Whilst we engineers like to have kit working perfectly, the fact remains that the HF oscillation is well above audio range and has no impact on audio quality. So, apart from potential damage to tweeters, are there any other impacts that I should be concerned about? I do have a spare Quad II 100v line output transformer that I could slave-in and check the effect on HF oscillation. However, I suspect that would be comparing apples with oranges so maybe not worth the effort? J

[Gabe001]

My thoughts are that it wouldn't matter if the feedback loop didn't include the OPT, but the high frequencies are being shunted back in circuit by the negative feedback loop, which I suppose is undesirable. I think your newly installed lag compensation network has shaped the HF response in such a way to attenuate these frequencies to some degree, but the problem should ideally be addressed at source.

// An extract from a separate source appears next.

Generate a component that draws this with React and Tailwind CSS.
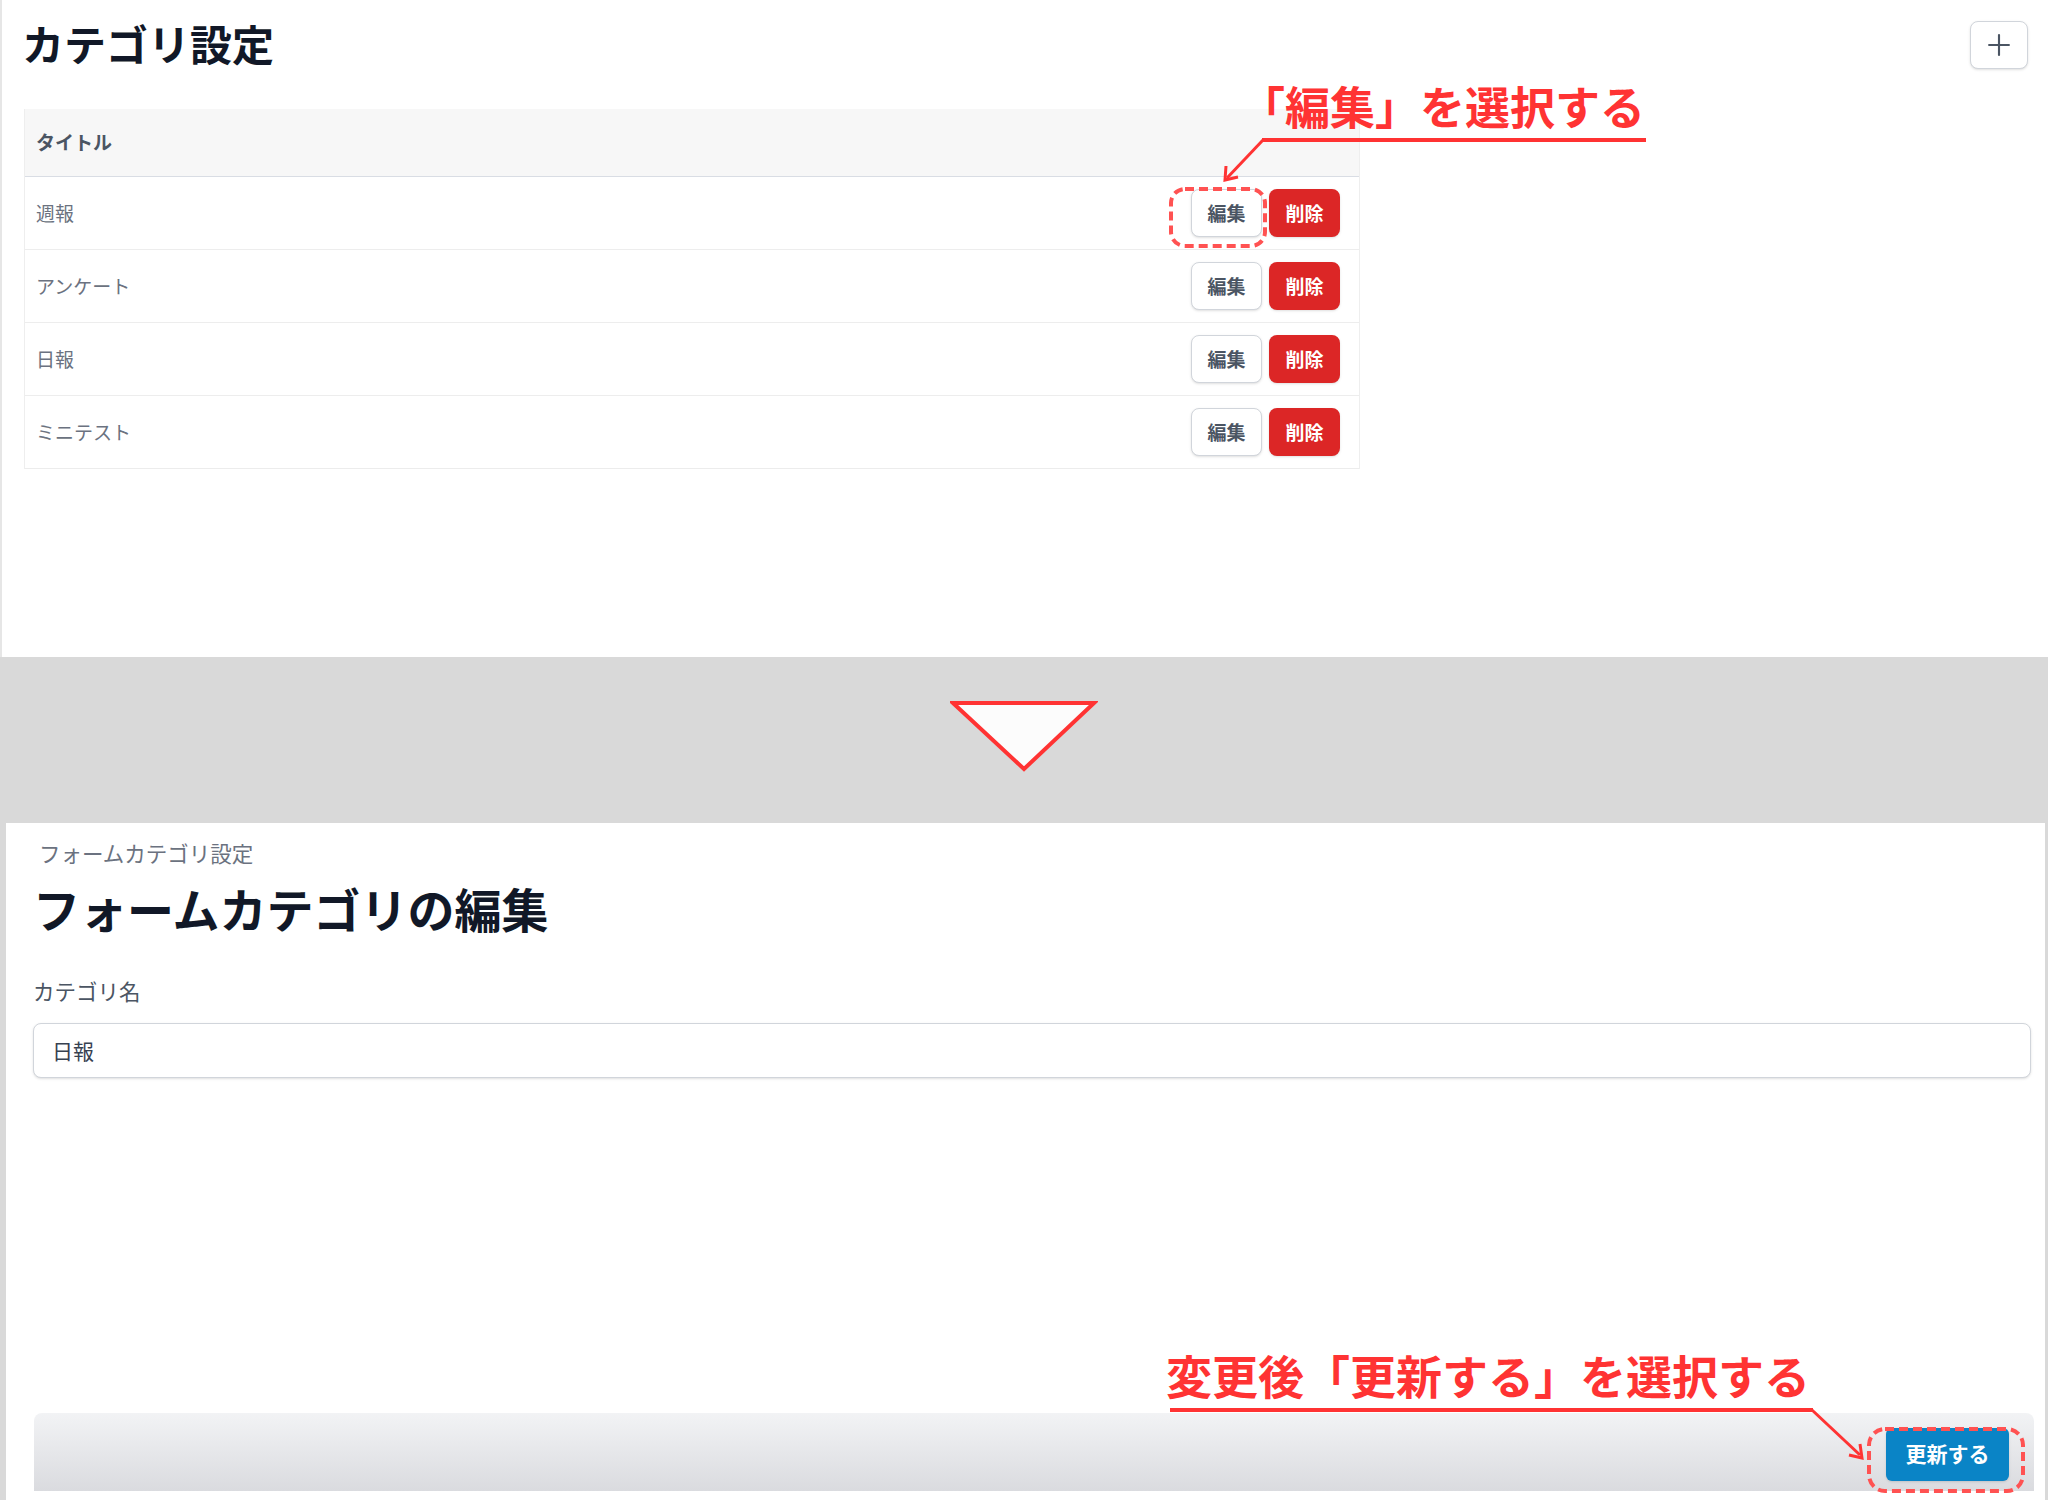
import React from "react";
import { Plus } from "lucide-react";

const FONT = { fontFamily: '"Noto Sans CJK JP", "Noto Sans", sans-serif' };

const rows = ["週報", "アンケート", "日報", "ミニテスト"];

function Row({ label, last }) {
  return (
    <div className={`flex h-[73px] items-center justify-between border-b ${last ? "border-[#ececec]" : "border-[#ededed]"} pl-[11px] pr-[19px]`}>
      <span className="text-[19px] text-[#6b7280]">{label}</span>
      <div className="flex items-center gap-[7px]">
        <button className="flex h-[48px] w-[71px] items-center justify-center rounded-lg border border-[#d1d5db] bg-white text-[19px] font-bold text-[#4b5563] shadow-sm">
          編集
        </button>
        <button className="flex h-[48px] w-[71px] items-center justify-center rounded-lg bg-[#dc2626] text-[19px] font-bold text-white shadow-sm">
          削除
        </button>
      </div>
    </div>
  );
}

export default function App() {
  return (
    <div className="relative h-[1500px] w-[2048px] overflow-hidden bg-[#d9d9d9]" style={FONT}>
      {/* top screenshot */}
      <section className="h-[657px] border-l-2 border-[#e6e6e6] bg-white pl-[22px] pr-[20px] pt-[18px]">
        <div className="flex items-start justify-between">
          <h1 className="ml-[-2px] text-[42px] font-bold leading-[50px] text-[#111827]">カテゴリ設定</h1>
          <button className="mt-[3px] flex h-[48px] w-[58px] items-center justify-center rounded-lg border border-[#d1d5db] bg-white text-[#4b5563] shadow-sm">
            <Plus size={34} strokeWidth={1.5} />
          </button>
        </div>
        <div className="mt-[40px] w-[1336px] border-x border-[#eeeeee]">
          <div className="flex h-[68px] items-center border-b border-[#d9dde4] bg-[#f7f7f7] pl-[11px]">
            <span className="text-[19px] font-bold text-[#4b5563]">タイトル</span>
          </div>
          {rows.map((r, i) => (
            <Row key={r} label={r} last={i === rows.length - 1} />
          ))}
        </div>
      </section>

      {/* arrow band */}
      <div className="flex h-[166px] justify-center pt-[43px]">
        <svg width="148" height="72" viewBox="0 0 148 72">
          <polygon points="3,3 144,3 74,69" fill="#fcfcfc" stroke="#ff3333" strokeWidth="4" strokeLinejoin="miter" />
        </svg>
      </div>

      {/* bottom screenshot */}
      <section className="ml-[6px] mr-[3px] flex h-[677px] flex-col bg-white pl-[27px] pr-[14px] pt-[15px]">
        <div className="ml-[6px] text-[21.5px] leading-[30px] text-[#6b7280]">フォームカテゴリ設定</div>
        <h2 className="ml-[0px] mt-[12px] text-[47px] font-bold leading-[56px] text-[#111827]">フォームカテゴリの編集</h2>
        <label className="mt-[40px] text-[21.5px] leading-[30px] text-[#4b5563]">カテゴリ名</label>
        <div className="mt-[17px] flex h-[55px] items-center rounded-lg border border-[#d1d5db] bg-white pl-[18px] shadow-sm">
          <span className="text-[21px] text-[#374151]">日報</span>
        </div>
        <div className="flex-1" />
        <div className="mb-[9px] ml-[1px] mr-[-3px] flex h-[78px] items-start justify-end rounded-tl-lg rounded-tr-lg bg-linear-to-b from-[#f2f3f5] to-[#dadbdf] pr-[25px] pt-[15px]">
          <button className="flex h-[53px] w-[123px] items-center justify-center rounded-md bg-[#0a84c6] pb-[2px] text-[21px] font-bold text-white shadow-sm">
            更新する
          </button>
        </div>
      </section>

      {/* annotations */}
      <div className="absolute left-[1240px] top-[83px] whitespace-nowrap text-[45px] font-bold leading-[45px] text-[#ff3333]">
        「編集」を選択する
      </div>
      <div className="absolute left-[1166px] top-[1351px] whitespace-nowrap text-[46px] font-bold leading-[46px] text-[#ff3333]">
        変更後「更新する」を選択する
      </div>
      <svg className="pointer-events-none absolute left-0 top-0" width="2048" height="1500" viewBox="0 0 2048 1500">
        {/* annotation 1 */}
        <line x1="1262" y1="140" x2="1646" y2="140" stroke="#ff3333" strokeWidth="4" />
        <line x1="1263" y1="140" x2="1227" y2="178" stroke="#ff3333" strokeWidth="3" />
        <polyline points="1226,166 1225,180 1238,177" fill="none" stroke="#ff3333" strokeWidth="3" />
        <rect x="1171" y="189" width="94" height="57" rx="14" fill="none" stroke="#ff5252" strokeWidth="4" strokeDasharray="9 5" />
        {/* annotation 2 */}
        <line x1="1170" y1="1410" x2="1813" y2="1410" stroke="#ff3333" strokeWidth="4" />
        <line x1="1812" y1="1410" x2="1860" y2="1455" stroke="#ff3333" strokeWidth="3" />
        <polyline points="1849,1455 1862,1458 1860,1444" fill="none" stroke="#ff3333" strokeWidth="3" />
        <rect x="1869" y="1429" width="154" height="62" rx="16" fill="none" stroke="#ff5252" strokeWidth="4" strokeDasharray="9 5" />
      </svg>
    </div>
  );
}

You could perhaps localise the issue if you shunt the output from the power valves of the ringing quad into the OPT of the non ringing quad.

If it's the opt, it may be worth trying a 100nf cap +47ohm resistor in series across your output transformer secondary before doing anything drastic. Values may need adjustment.

[PJL]

Pretty much anything can resonate but I would try swapping valves first. Reality is the fast rise time of your square wave is not something that will occur under normal use.

[Richardgr]

First thing surely is to compare with a control. Maybe you are lucky with one rather than unlucky with the other.

[cathoderay57]

Hi Gabriel, thanks for the tip. This morning I rechecked all the connections to the OPT and I think they went where they are supposed to. I was confused by Keith Snook's notes against the transformer details. According to his circuit Y-Z primary feeds V3 anode and U-V serves V3 cathode. Y-X feeds V4 anode while V-W serves V4 cathode. Here is a copy of Keith's notes:

Primary V4 ~ 115Ω to 125Ω ~ X–Y = 100V {3.6H–4.5H}
Primary V3 ~ 170Ω to 190Ω ~ Y–Z = 100V {3.6H–4.5H}
Primary anode to anode X–Z {13.5H–14.5H}
Cathode V4 ~ 16.8Ω to 17.5Ω ~ U–V = 11V {90mH–110mH}
Cathode V3 ~ 16.5Ω to 18Ω ~ V~W = 11V {90mH–110mH}
I think V3/V4 in the cathode winding details have been transposed as a typo. Mine is correct per circuit. Primary winding dc resistances compare well with Keith's figures:
X-Y 119 Ohms
Y-Z 178 Ohms
U-V 17.5 Ohms
V-W 17.0 Ohms

However the secondaries are higher (Keith's figures in brackets):
Q-S 0.8 Ohms (0.55-0.61)
R-T same as above, paralleled windings for 8 Ohm speaker
P-Q 1.2 Ohms (0.55-0.61)
Allowing for the multimeter lead resistance (about 0.5 Ohms) these are maybe fairly close, considering Keith's measurements appear to have been made with the secondaries linked for 15 Ohms output. Jerry
P.S. I did swap the output valves with the better-performing Quad and it made no difference to either unit's HF oscillation levels.

[GrimJosef]

Quote:

Originally Posted by Gabe001

If it's the opt, it may be worth trying a 100nf cap +47ohm resistor in series across your output transformer secondary before doing anything drastic.

Quote:

Originally Posted by PJL

I would try swapping valves first.

Quote:

Originally Posted by Richardgr

First thing surely is to compare with a control.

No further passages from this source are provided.